Et cerise sur le gâteau, impossible aujourd’hui de détourner les codes visuels des extrémistes, de les utiliser, de les imprimer, de les détourner. On a perdu tout recul, tout sens de la dérision, à la moindre vue d’un type déguisé en Hitler, ou à la moindre blague incluant une communauté religieuse, sans appuyer lourdement votre propos pour dire que vous ne cautionnez pas le personnage que vous singez, vous êtes aussitôt accusé de faire l’apologie de la haine, peut importe le discours, ou le sous entendu. Si les Monthy Python ou Desproges pouvaient le faire, aujourd’hui peu de gens ne se risqueraient à ce genre de blague satirique.

Il y a eu un groupe, qui au début des 80’s a pourtant construit son image uniquement sur cette mécanique. Utiliser ironiquement les images les plus politiquement incorrectes pour appuyer son discours. Mais est-ce qu’on sait encore ce que c’est que l’ironie aujourd’hui ?

Reagan-Youth-Original-Covers

Ironique est déjà le nom du groupe : Reagan Youth, inspiré de Hitler Youth (Jeunesse Hitlérienne pour les anglophobes), comme si ils étaient totalement dévoués a la cause du président des Etats Unis de l’époque. Et pourtant, à l’instar de Dead Kennedys à l’époque, le groupe va au fil de son seul et vrai album se moquer de tout ce que l’Amérique bien pensante et conservatrice représente de plus détestable.
Les morceaux sont bons, simples, et les paroles brutes. Ce n’est évidement pas de la grande poésie, c’est très 1er degré , mais le contexte dans lequel cette scène écolue s’y prête parfaitement. Et puis, entre nous, il y a plus de vérité, de vécu et de cran dans une phrase de Reagan Youth que dans n’importe quel paroles de groupe de « musique équitable » à la Tryo, nous déversant des idées toutes faites sur Bush ou la misère dans le monde qu’ils ont du écrire en regardant BFM tv.

Bref, dans une Amérique conservatrice et propice a l’explosion de musiques extremes, comme le hardcore et le punk, Reagan Youth va trouver une façon assez singulière de se démarquer, utiliser des photos et des iconographies du Ku Klux Klan ou du 3e Reich pour leurs pochettes de disques, leurs flyers, etc etc.

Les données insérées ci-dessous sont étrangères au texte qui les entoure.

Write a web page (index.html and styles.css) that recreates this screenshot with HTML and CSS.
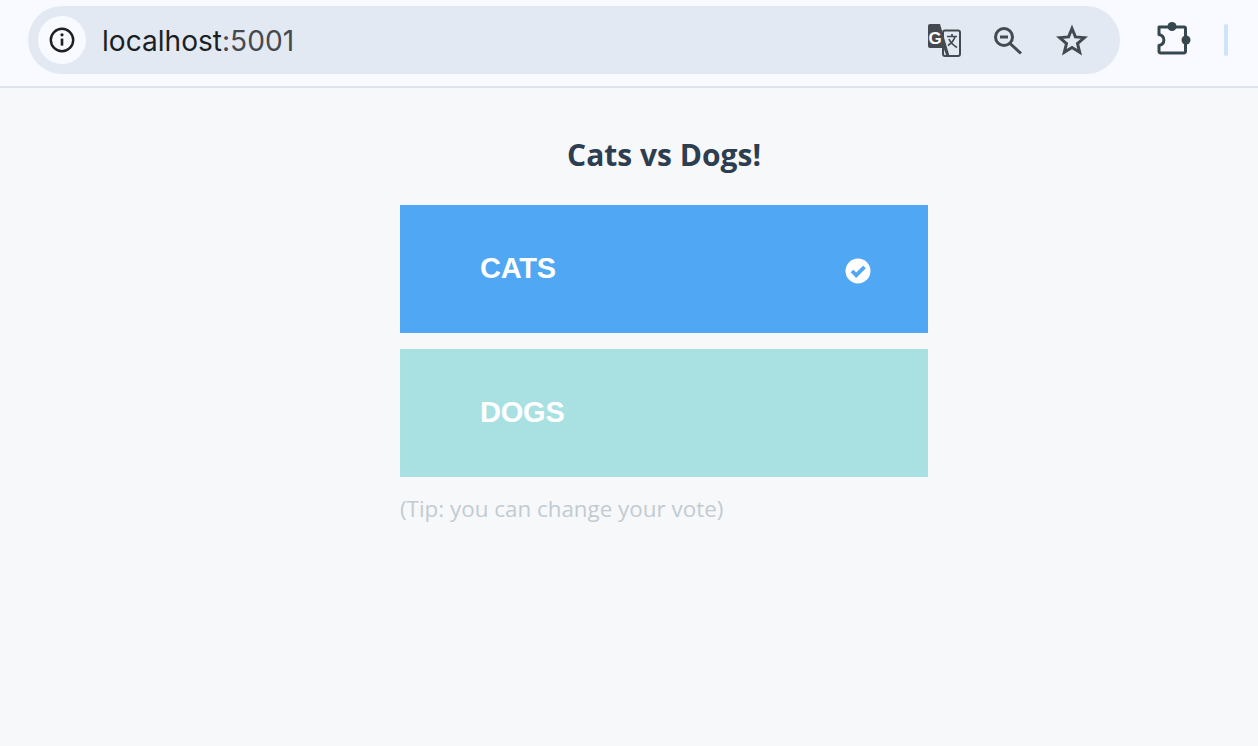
FILE: index.html
```html
<!DOCTYPE html>
<html lang="en">
<head>
  <meta charset="UTF-8">
  <title>Cats vs Dogs!</title>
  <link rel="stylesheet" href="styles.css">
</head>
<body>
  <header class="toolbar">
    <div class="omnibox">
      <div class="site-info">
        <svg width="28" height="28" viewBox="0 0 28 28" fill="none" stroke="#1b1f24" stroke-width="2.4">
          <circle cx="14" cy="14" r="11.2"/>
          <path d="M14 12.6v7" stroke-width="2.6"/>
          <circle cx="14" cy="8.8" r="1.6" fill="#1b1f24" stroke="none"/>
        </svg>
      </div>
      <div class="url">localhost<span class="port">:5001</span></div>
      <div class="omni-icons">
        <svg width="36" height="36" viewBox="0 0 36 36">
          <rect x="17" y="8.500" width="17" height="25.500" rx="2" fill="#e3e9f2" stroke="#454a50" stroke-width="2"/>
          <path d="M2 4a2 2 0 0 1 2-2h10l9.500 32h-3l-3-8H4a2 2 0 0 1-2-2z" fill="#454a50"/>
          <text class="translate-g" x="9" y="21.500">G</text>
          <path d="M21 14.500h10M26 12v2.500M29 14.500c-1 4-4 7-7 9M23 17c1.500 3.500 4 6 8 8.500" fill="none" stroke="#454a50" stroke-width="1.700"/>
        </svg>
        <svg width="30" height="30" viewBox="0 0 30 30" fill="none" stroke="#454a50" stroke-width="3">
          <circle cx="12" cy="12" r="8.500"/>
          <path d="M18 18.500L29 28.500"/>
          <path d="M8 12h8"/>
        </svg>
        <svg class="star" width="32" height="32" viewBox="0 0 32 32" fill="none" stroke="#454a50" stroke-width="3">
          <path d="M16 4.500l3.400 8.400 9 .7-6.900 5.900 2.200 8.800-7.700-4.800-7.700 4.800 2.200-8.800-6.900-5.900 9-.7z"/>
        </svg>
      </div>
    </div>
    <svg class="ext-icon" width="36" height="36" viewBox="0 0 36 36">
      <path d="M4 5h25a1.500 1.500 0 0 1 1.500 1.500v23a1.500 1.500 0 0 1-1.500 1.500H5.500A1.500 1.500 0 0 1 4 29.500v-6c6.500-1.500 6.500-9.500 0-11z" fill="none" stroke="#37474f" stroke-width="3" stroke-linejoin="round"/>
      <circle cx="17" cy="4.500" r="4.500" fill="#37474f"/>
      <circle cx="31" cy="18" r="4.500" fill="#37474f"/>
    </svg>
    <div class="profile-line"></div>
  </header>

  <main class="vote">
    <h3 class="title">Cats vs Dogs!</h3>
    <button class="choice choice-a">
      CATS
      <svg class="check" width="26" height="26" viewBox="0 0 26 26">
        <circle cx="13" cy="13" r="12.500" fill="#fff"/>
        <path d="M7 13l4.200 4.200L19.500 9" fill="none" stroke="#50a7f3" stroke-width="3.800"/>
      </svg>
    </button>
    <button class="choice choice-b">DOGS</button>
    <p class="tip">(Tip: you can change your vote)</p>
  </main>
</body>
</html>
```

FILE: styles.css
```css
body {
  margin: 0;
  height: 746px;
  overflow: hidden;
  background-color: #f7f8fa;
  font-family: "Open Sans", sans-serif;
}
.toolbar {
  display: flex;
  align-items: center;
  height: 88px;
  padding: 0 29px 6px 28px;
  box-sizing: border-box;
  background-color: #f8faff;
  border-bottom: 2px solid #dde3ea;
}
.omnibox {
  display: flex;
  align-items: center;
  width: 1092px;
  height: 68px;
  padding: 0 32px 0 10px;
  box-sizing: border-box;
  background-color: #e3e9f2;
  border-radius: 34px;
}
.site-info {
  display: flex;
  align-items: center;
  justify-content: center;
  width: 48px;
  height: 48px;
  border-radius: 50%;
  background-color: #f8faff;
}
.url {
  flex: 1;
  margin: 1px 0 0 16px;
  font-family: Inter, sans-serif;
  font-size: 28.1px;
  color: #1b1f24;
}
.port {
  color: #464a4f;
}
.omni-icons {
  display: flex;
  align-items: center;
  gap: 30px;
}
.star {
  margin-left: 4px;
}
.translate-g {
  font-family: "Liberation Sans", sans-serif;
  font-size: 17px;
  font-weight: 700;
  text-anchor: middle;
  fill: #fff;
}
.ext-icon {
  margin-left: 35px;
}
.profile-line {
  width: 4px;
  height: 32px;
  margin-left: 33px;
  border-radius: 2px;
  background-color: #cde4fb;
}
.vote {
  width: 528px;
  margin-left: 400px;
}
.title {
  margin: 47px 0 30px;
  font-size: 30px;
  line-height: 40px;
  font-weight: 700;
  text-align: center;
  color: #2c3e50;
}
.choice {
  display: flex;
  align-items: center;
  justify-content: space-between;
  width: 100%;
  height: 128px;
  margin-bottom: 16px;
  padding: 0 57px 2px 80px;
  border: none;
  font-family: "Liberation Sans", sans-serif;
  font-size: 29px;
  font-weight: 700;
  letter-spacing: -0.2px;
  color: #fff;
}
.choice-a {
  background-color: #50a7f3;
}
.choice-b {
  background-color: #a9e1e2;
}
.check {
  margin-top: 6px;
}
.tip {
  margin: 15px 0 0;
  font-size: 22.4px;
  line-height: 32px;
  color: #c2cbd2;
}
```
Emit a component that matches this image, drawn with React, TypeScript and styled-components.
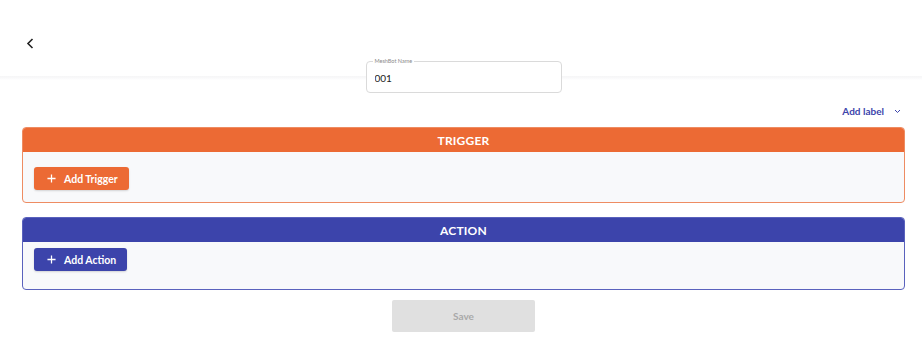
import styled, { createGlobalStyle } from "styled-components";

const GlobalStyle = createGlobalStyle`
  * { box-sizing: border-box; }
  body {
    margin: 0;
    background: #ffffff;
    font-family: "Lato", "Open Sans", sans-serif;
    color: #222;
  }
`;

const ORANGE = "#ec6a34";
const BLUE = "#3c44ab";

const Page = styled.div`
  width: 922px;
  height: 362px;
  background: linear-gradient(to bottom, transparent 76px, #f6f6f7 76px, #f9f9fa 78px, transparent 80px);
  padding: 0 17px 0 22px;
  display: flex;
  flex-direction: column;
`;

const TopBar = styled.div`
  height: 61px;
  display: flex;
  align-items: center;
  padding-top: 26px;
`;

const BackButton = styled.button`
  border: 0;
  background: none;
  padding: 0;
  width: 14px;
  height: 14px;
  display: flex;
  align-items: center;
  justify-content: center;
  cursor: pointer;
  color: #222;
  margin-left: 1px;
`;

const NameField = styled.label`
  position: relative;
  align-self: center;
  width: 196px;
  height: 32px;
  padding: 0 8px;
  border: 1px solid #dadada;
  border-radius: 4px;
  background: #fff;
  display: flex;
  align-items: center;
  input {
    border: 0;
    outline: none;
    background: none;
    width: 100%;
    font-family: inherit;
    font-size: 10px;
    color: #222;
    padding: 0;
    margin-top: 1px;
  }
`;

const FieldLabel = styled.span`
  position: absolute;
  top: -4px;
  left: 6px;
  padding: 0 2px;
  background: #fff;
  font-size: 5.5px;
  line-height: 7px;
  color: #8a8a8a;
`;

const LabelRow = styled.div`
  display: flex;
  justify-content: flex-end;
  margin-top: 10px;
  padding-right: 4px;
  height: 16px;
  align-items: center;
`;

const AddLabel = styled.button`
  border: 0;
  background: none;
  padding: 0;
  display: flex;
  align-items: center;
  gap: 10px;
  color: ${BLUE};
  font-family: inherit;
  font-weight: 700;
  font-size: 10px;
  cursor: pointer;
`;

const Card = styled.section<{ $border: string; $gap: number }>`
  border: 1px solid ${(p) => p.$border};
  border-radius: 4px;
  overflow: hidden;
  background: #f8f9fb;
  margin-top: ${(p) => p.$gap}px;
`;

const CardHeader = styled.div<{ $color: string }>`
  height: 24px;
  background: ${(p) => p.$color};
  color: #fff;
  font-weight: 700;
  font-size: 12px;
  display: flex;
  align-items: center;
  justify-content: center;
  letter-spacing: 0.2px;
`;

const CardBody = styled.div<{ $pad: string }>`
  padding: ${(p) => p.$pad};
`;

const AddButton = styled.button<{ $color: string }>`
  height: 23px;
  padding: 0 11px 0 13px;
  border: 0;
  border-radius: 3px;
  background: ${(p) => p.$color};
  color: #fff;
  font-family: inherit;
  font-weight: 700;
  font-size: 10.5px;
  display: inline-flex;
  align-items: center;
  gap: 8px;
  box-shadow: 0 1px 2px rgba(0, 0, 0, 0.15);
  cursor: pointer;
`;

const SaveRow = styled.div`
  display: flex;
  justify-content: center;
  margin-top: 10px;
`;

const SaveButton = styled.button`
  width: 143px;
  height: 32px;
  border: 0;
  border-radius: 2px;
  background: #e0e0e0;
  color: #a9a9a9;
  font-family: inherit;
  font-weight: 700;
  font-size: 10px;
`;

const Plus = () => (
  <svg width="9" height="9" viewBox="0 0 10 10">
    <path d="M5 0.5v9M0.5 5h9" stroke="#fff" strokeWidth="1.4" />
  </svg>
);

const sections = [
  { id: "trigger", title: "TRIGGER", button: "Add Trigger", color: ORANGE, border: "#ee8c62", pad: "15px 11px 12px", gap: 8 },
  { id: "action", title: "ACTION", button: "Add Action", color: BLUE, border: "#5a62bd", pad: "6px 11px 18px", gap: 14 },
];

const App = () => (
  <>
    <GlobalStyle />
    <Page>
      <TopBar>
        <BackButton aria-label="back">
          <svg width="8" height="11" viewBox="0 0 8 11">
            <path d="M6.5 1L2 5.5L6.5 10" fill="none" stroke="#222" strokeWidth="1.6" />
          </svg>
        </BackButton>
      </TopBar>
      <NameField>
        <FieldLabel>MeshBot Name</FieldLabel>
        <input defaultValue="001" />
      </NameField>
      <LabelRow>
        <AddLabel>
          Add label
          <svg width="7" height="5" viewBox="0 0 7 5">
            <path d="M1 1l2.5 2.5L6 1" fill="none" stroke={BLUE} strokeWidth="1" />
          </svg>
        </AddLabel>
      </LabelRow>
      {sections.map((s) => (
        <Card key={s.id} $border={s.border} $gap={s.gap}>
          <CardHeader $color={s.color}>{s.title}</CardHeader>
          <CardBody $pad={s.pad}>
            <AddButton $color={s.color}>
              <Plus />
              {s.button}
            </AddButton>
          </CardBody>
        </Card>
      ))}
      <SaveRow>
        <SaveButton disabled>Save</SaveButton>
      </SaveRow>
    </Page>
  </>
);

export default App;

Chose assez impensable aujourd’hui ou tout le monde affiche ses opinions de la manière la plus simple et ostentatoire possible afin de ne laisser aucune place à l’interrogation, la réflexion, le doute, et donc l’ironie.
Certains diront que David Rubinstein le frontman du groupe, était légitime dans le propos, étant juif et ses parents rescapés de l’holocauste, mais ce serait une remarque très 2009. Toute cette imagerie, n’était pas utilisée barrée de grand « X » rouge, ou de « Fuck Machin « , non elle était utilisée telle quelle, dans le but d’interpeller, dans une démarche artistique totale. le groupe ira même jusqu’a se laisser pousser les cheveux et un look quasi hippie, tranchant completement avec l’image Skinhead du mouvement hardcore de l’époque et encore plus en rupture avec leurs visuels.

Même si la carrière du groupe ne fut pas des plus prolifique avec un seul véritable album au compteur, Youth Anthems for the New Order, (ce qui se passera apres 90 est plus anecdotique, et on passera la reformation actuelle sous silence), Reagan Youth par cette imagerie, un discours radical et des très bons live a été un groupe majeur de cette scène « early-hardcore » et des groupes comme les Beastie Boys n’ont eu de cesse que de répéter au fil des ans l’influence qu’a eu Reagan Youth pour eux, voire meme de reprendre des titres en live.

La suite de l’histoire est moins réjouissante, le groupe a véritablement vécu jusqu’en 1988, date à laquelle Reagan quitte la maison blanche, et David « Insurgent » Rubinstein, heroin addict, se suicidera en 1993, après la mort de sa mère, et après que sa petite amie de l’époque fut retrouvée morte à l’arrière du camion du tueur en série Joel Rifkin.
Quoi qu’il en soit, David Insurgent a su utiliser habilement les mots et les images des partis et des groupes politique les plus extremes dans un sarcasme, et un sens satirique assez joussif. Même si son impact reste limité à une sphère et un genre musical, rare sont ceux qui s’aventureraient dans ce genre de démarche artistique aujourd’hui de peur que les gens ne s’arrêtent qu’au premier degré de lecture. Et dans ce monde de zapping permanent et de profusion d’images, plus personne ne va vraiment regarder sous la couverture, on s’arrête généralement à ce qu’on voit en surface. Les méchants ont des costumes de méchants, et les gentils ont des tongs avec des guitares sèches.